Финансовым инструментом гарантирования прав инвесторов и контрагентов зоны порто-франко в Мариуполе и Бердянске, включая безопасность судов, может стать как специализированный Черноморский банк торговли и развития, так и структуры покруче — ЕБРР и/или Всемирный банк.
Ну а ключевым гарантом безопасности новой СЭЗ должна стать Турция, если, конечно, Украина сможет ее в этом экономически заинтересовать. Предпосылки для этого есть — Турция уже сейчас активно торгует с Украиной, и для активации ее интереса к Мариуполю нужно лишь создать для нее налоговые преференции в части поставок турецких товаров в украинские азовские порты.
Учитывая, что Турция полностью контролирует Босфор, Россия вряд ли станет блокировать зону порто-франко в Мариуполе, “освященную” в ОЧЭС и прикрытую “турецким ятаганом”.

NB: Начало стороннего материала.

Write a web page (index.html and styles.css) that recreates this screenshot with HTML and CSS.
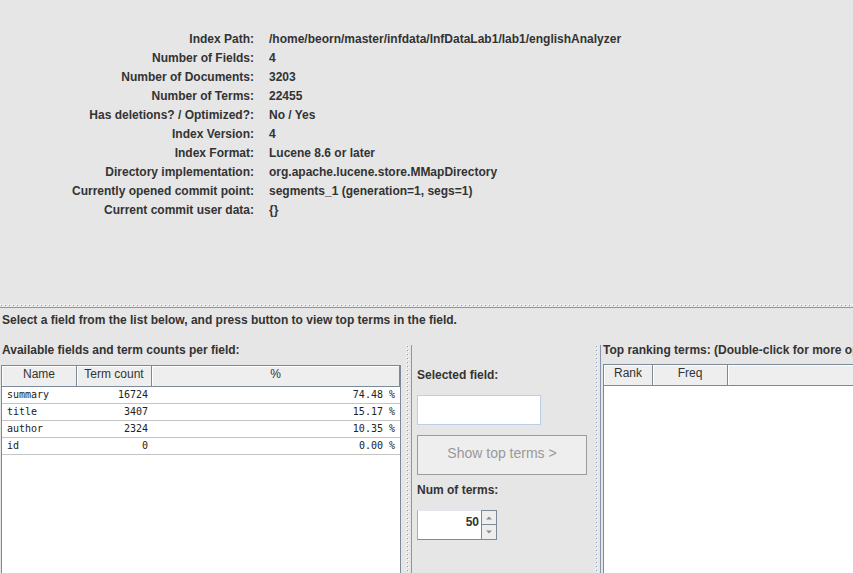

Кроме того, РФ сейчас активно продвигает идею создания порто-франко от Владивостока до Камчатки, включая и базу подводных лодок Тихоокеанского флота в Вилючинске... Так что нарушение международного права в части движения судов в признанные зоны свободной торговли ей явно не кстати.
Конечно, у Украины остаются и иные пути: жаловаться в международные морские организации или в морской арбитраж. Но, во-первых, никто не запрещает нам это делать параллельно, а во-вторых, все эти правовые инструменты обладают одним общим недостатком — они чрезвычайно затратны по времени. А время для нас сейчас, учитывая состояние национальной экономики, — главный ресурс.